If you look at other comics that came out that month, you can feel Jack’s absence. Daredevil had just started, which significantly Kirby was not drawing, and Bill Everett had taken 6 months to deliver the first issue, but even with need for a different artist clear, Kirby was still too busy and they asked Joe Orlando to do DD #2. Over in Strange Tales, the Human Torch was being drawn by..wait for it.... Carl Burgos ( .....wrong Torch, surely, you think?). Don Heck was doing Iron Man in TOS, and Dick Ayers (never really an artist, more an inker to my mind) had taken BOTH Giant Man in TTA and Sgt Fury off Jack’s hands.

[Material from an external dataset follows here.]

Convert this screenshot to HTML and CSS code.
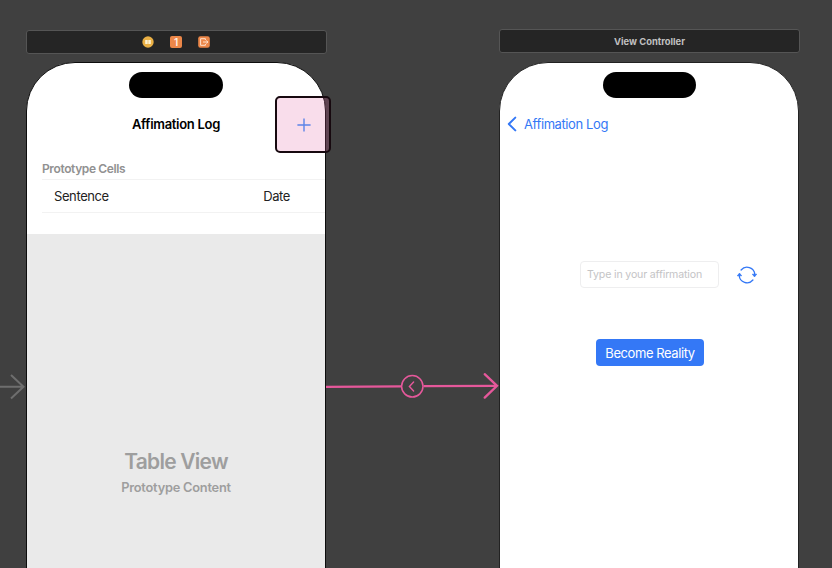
FILE: index.html
```html
<!DOCTYPE html>
<html lang="en">
<head>
<meta charset="utf-8">
<title>Storyboard</title>
<link rel="stylesheet" href="styles.css">
</head>
<body>
<main class="canvas">
  <section class="scene scene-log">
    <header class="dock">
      <svg class="dock-icon" viewBox="0 0 12 12"><circle cx="6" cy="6" r="5.7" fill="#eab045"/><path d="M3.2 4h2.5v4H3.2zM6.3 4h2.5v4H6.3z" fill="#fff3d2"/></svg>
      <span class="responder">1</span>
      <svg class="dock-icon" viewBox="0 0 12 12"><rect x=".2" y=".2" width="11.6" height="11.6" rx="2.2" fill="#ec8749"/><path d="M7.4 4V2.7H2.6v6.6h4.8V8M5 6h4.8M8.3 4.4 9.9 6 8.3 7.6" fill="none" stroke="#ffe1cd" stroke-width="1"/></svg>
    </header>
    <div class="phone">
      <div class="island"></div>
      <h1 class="nav-title"><span>Affimation Log</span></h1>
      <h2 class="section-title"><span>Prototype Cells</span></h2>
      <div class="cell"><span class="sentence">Sentence</span><span class="date">Date</span></div>
      <div class="table">
        <p class="table-title">Table View</p>
        <p class="table-sub">Prototype Content</p>
      </div>
    </div>
    <div class="highlight">
      <svg viewBox="0 0 14 14"><path d="M7 .4v13.2M.4 7h13.2" stroke="#5c84e8" stroke-width="1.4"/></svg>
    </div>
  </section>

  <section class="scene scene-detail">
    <header class="dock"><span class="dock-title">View Controller</span></header>
    <div class="phone">
      <div class="island"></div>
      <nav class="back">
        <svg viewBox="0 0 10 16"><path d="M8.3 1.6 1.8 8l6.5 6.4" fill="none" stroke="#3478f6" stroke-width="2" stroke-linecap="round" stroke-linejoin="round"/></svg>
        <span>Affimation Log</span>
      </nav>
      <div class="entry">
        <div class="field"><span>Type in your affirmation</span></div>
        <svg class="refresh" viewBox="0 0 20 18"><g fill="none" stroke="#3478f6" stroke-width="1.3" stroke-linecap="round"><path d="M4.1 4A7.8 7.8 0 0 1 17.8 8.5M15.9 14A7.8 7.8 0 0 1 2.2 9.5"/></g><path d="M15.3 8.2h4.4l-2.2 2.7zM.3 9.8h4.4l-2.2-2.7z" fill="#3478f6" stroke="#3478f6" stroke-width=".7" stroke-linejoin="round"/></svg>
      </div>
      <div class="button"><span>Become Reality</span></div>
    </div>
  </section>

  <svg class="connections" viewBox="0 0 832 568">
    <path d="M0 386.7h23M11 375l12.5 11.7L11 398.5" fill="none" stroke="#6e6e6e" stroke-width="2"/>
    <g fill="none" stroke="#e6589b" stroke-width="2.3">
      <path d="M326 386.8 401.5 386.3M423.5 386.2 496 385.8"/>
      <path d="M484.7 374.2 497 385.8 484.7 397.6" stroke-linecap="round"/>
      <circle cx="412.3" cy="386.3" r="10.7" stroke-width="1.5"/>
      <path d="M413.6 382.1 409.4 386.5 413.6 391" stroke-width="1.4" stroke-linecap="round"/>
    </g>
  </svg>
</main>
</body>
</html>
```
FILE: styles.css
```css
* { box-sizing: border-box; margin: 0; }
body { font-family: Inter, "Liberation Sans", sans-serif; font-size: 13px; }
span { white-space: nowrap; }
svg { display: block; }
.canvas { position: relative; width: 832px; height: 568px; overflow: hidden; background: #404040; }
.scene { position: absolute; width: 301px; height: 540px; display: flex; flex-direction: column; }
.scene-log { left: 26px; top: 30px; }
.scene-detail { left: 499px; top: 29px; }
.dock { display: flex; align-items: center; justify-content: center; gap: 16px; height: 24px; flex: none; background: #252525; border: 1px solid #555; border-radius: 3px; }
.scene-log .dock { padding-right: 1px; }
.dock-icon { width: 12px; height: 12px; }
.responder { width: 12px; height: 12px; border-radius: 2px; background: #ec8749; color: #fff0e5; font-size: 10px; font-weight: 600; line-height: 12px; text-align: center; }
.dock-title { color: #c0c0c0; font-size: 9.4px; font-weight: 700; }
.phone { width: 300px; height: 600px; flex: none; margin-top: 8px; background: #fff; border: 1px solid #0d0d0d; border-radius: 49px 49px 0 0; overflow: hidden; display: flex; flex-direction: column; }
.scene-detail .phone { margin-top: 9px; border-color: #222; }
.island { width: 94px; height: 26px; flex: none; margin: 9px auto 0 102px; border-radius: 13px; background: #000; }
.scene-detail .island { width: 93px; margin-left: 103px; }
.nav-title { height: 30px; margin-top: 11px; line-height: 30px; font-size: 13px; font-weight: 600; text-align: center; color: #000; letter-spacing: -.3px; }
.section-title { margin-top: 21px; padding-left: 15px; height: 18px; line-height: 18px; font-size: 12px; font-weight: 600; color: #919191; letter-spacing: -.38px; }
.cell { display: flex; justify-content: space-between; align-items: center; height: 34px; margin: 1px 0 21px 15px; padding: 0 35px 0 12px; border: solid #f2f2f2; border-width: 1px 0; color: #222; }
.sentence, .date { letter-spacing: -.4px; }
.table { flex: 1; background: #eaeaea; color: #9e9e9e; text-align: center; padding-top: 214px; }
.table-title { font-size: 21px; line-height: 28px; font-weight: 600; letter-spacing: -.75px; }
.table-sub { margin-top: 3px; font-size: 12.8px; line-height: 18px; font-weight: 600; letter-spacing: -.22px; }
.highlight { position: absolute; left: 249px; top: 66px; width: 56px; height: 57px; border: 2px solid #17090f; border-radius: 5px; background: rgba(226, 84, 154, .2); display: flex; align-items: center; justify-content: center; padding-left: 2px; }
.highlight svg { width: 14px; height: 14px; }
.back { display: flex; align-items: center; gap: 7px; height: 30px; margin: 11px 0 0 7px; color: #3478f6; letter-spacing: -.4px; }
.back svg { width: 10px; height: 16px; }
.entry { display: flex; align-items: center; gap: 18px; margin: 122px 0 0 80px; }
.field { width: 139px; height: 27px; border: 1px solid #eeeeef; border-radius: 4px; padding-left: 6px; line-height: 26px; color: #c4c4c6; font-size: 10.6px; letter-spacing: -.16px; }
.refresh { width: 20px; height: 18px; }
.button { display: flex; align-items: center; justify-content: center; width: 108px; height: 27px; margin: 51px 0 0 96px; border-radius: 4px; background: #3478f6; color: #fff; letter-spacing: -.42px; }
.connections { position: absolute; inset: 0; width: 832px; height: 568px; }
```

Considering that when he & Stan sat down to do FF#1, he didn’t know where his next job was coming from, they certainly had some impact, those boys.


Fred W. Hill said...

While Stan & Jack weren't quite at their peak yet, this was still a fun issue -- essentially the sort that Marvel's younger fans were sure to enjoy just for all those characters, 9 superheroes, one mad man-monster and Rick Jones, in a free-for-all, tripping over one another, with Kirby action and visual gags and Lee's verbal bombast. The FF cover wasn't one of Kirby's best, but I still like it for being unique and getting all 11 stars of the story in it, even if Kirby was doing a twist on his previous cover (and, ahem, somewhat aping King Kong posters). The amount of work Kirby put in at Marvel in those days is amazing, with not only several regular titles, but also most of the covers, many layouts and fill-in jobs. His work did get much better and far more detailed when he was working on fewer mags just two years later but from the get-go he was re-earning his monicker "the King" over and over again.
Anyone else think all that pill-popping by Hank & the Hulk may have had some psychological side-effects? Maybe that explains why Banner quit using them to control his Hulk-outs and Hank's later mental breakdowns.

Anthony said...

I think Fred qualifies for a No-Prize for explaining the discontinued use of the anti-gamma ray pill. Bronze Age rules for winning a No-Prize required someone to not only point out a writer's mistake but to come up with a plausible reason why it wasn't actually a mistake.

Rip Jagger said...

These are some dandy action-filled covers, but artistic license is pretty well in force. The skyscaper the Avengers and the FF battle on against the Hulk is pretty tiny, but it doesn't glare at you.

That isn't the case with the Rawhide Kid cover. That guy hanging out the window must've gotten hold of proto-Pym particles or that's perhaps the set from "Terror of Tiny Town".

All that said, this bust up is one of the great fights in all of Marvel. I prefer the Avengers #3 frolic, but this one has the Thing and that's not bad at all.